The fact that a major credit ratings firm even has to issue such a warning about one of the hallmarks of democracy underscores the deepening political divide in the United States and nervousness on Wall Street about the election. A contested election is the most commonly cited concern among portfolio managers surveyed by RBC Capital Markets, surpassing even worries about the economy and the pandemic.
JPMorgan Chase (JPM) CEO Jamie Dimon expressed confidence Tuesday in the ability to get through the election.
“I have great faith in this country and I’m sure we’ll have a proper election,” Dimon told reporters during a conference call in response to a question about doubts over election results.
Fitch: Election uncertainty could last for weeks
For months, investors have been bracing for post-election chaos that could rattle financial markets. Those worries have been amplified by President Donald Trump’s baseless claims that the election is “rigged” because of unfounded concerns about mail-in ballots.
But the International Monetary Fund, which downgraded its 2021 global economic forecasts, isn’t expecting election fireworks.
“Our assumption for the US is that there will be no serious disruption during the elections or after the elections,” Gita Gopinath, the IMF’s chief economist, said during a news conference Tuesday. “This is supposed to take place like any other previous election in the US. Of course, if that is not the case and there is heightened political uncertainty and disruptions that obviously would be a downside risk to the forecast.”

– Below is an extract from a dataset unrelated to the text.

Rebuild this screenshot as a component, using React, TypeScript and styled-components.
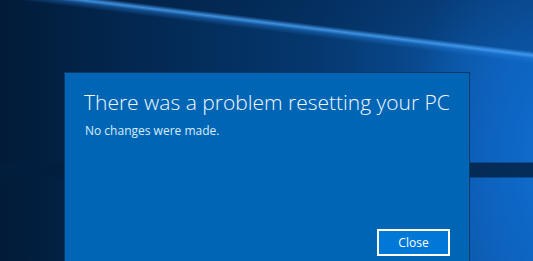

Still, Fitch said that the popularity of mail-in voting because of the pandemic means that uncertainty over the winner of the election “could conceivably last for weeks” after the November 3 election.
“The challenges surrounding the voting process increase the likelihood that results at a state or national level will be disputed by one or both of the candidates or party organizations,” the report said.
‘Deepening political polarization’
Of course, there is a precedent for a messy election. The 2000 recount lingered for five weeks, driving down the S&P 500, before being halted by the US Supreme Court. Former Vice President Al Gore eventually conceded to George W. Bush, who was sworn in as the 43rd US president weeks later.
“The disputed 2000 presidential election did not weaken investor trust in the US,” Fitch said.
In 2011, S&P Global Ratings took the unprecedented step of downgrading the US credit rating because of the brinksmanship over raising the debt ceiling. However, the other two major credit ratings firms, Fitch and Moody’s, kept their AAA ratings on the United States.
Fitch noted that the debt limit disputes of 2011 and 2013 as well as recurring government shutdowns have had a “limited impact” on trust in the United States.
The United States entered the pandemic with the highest debt of any AAA-rated government. And the latest projections indicate that US debt is now larger than the entire size of the economy — the first time that has happened since just after World War II.
“The potential for a disputed election result reflects deepening political polarization,” Fitch wrote, “which could affect the next administration’s policymaking scope and how it approaches public policy decision making on key issues.”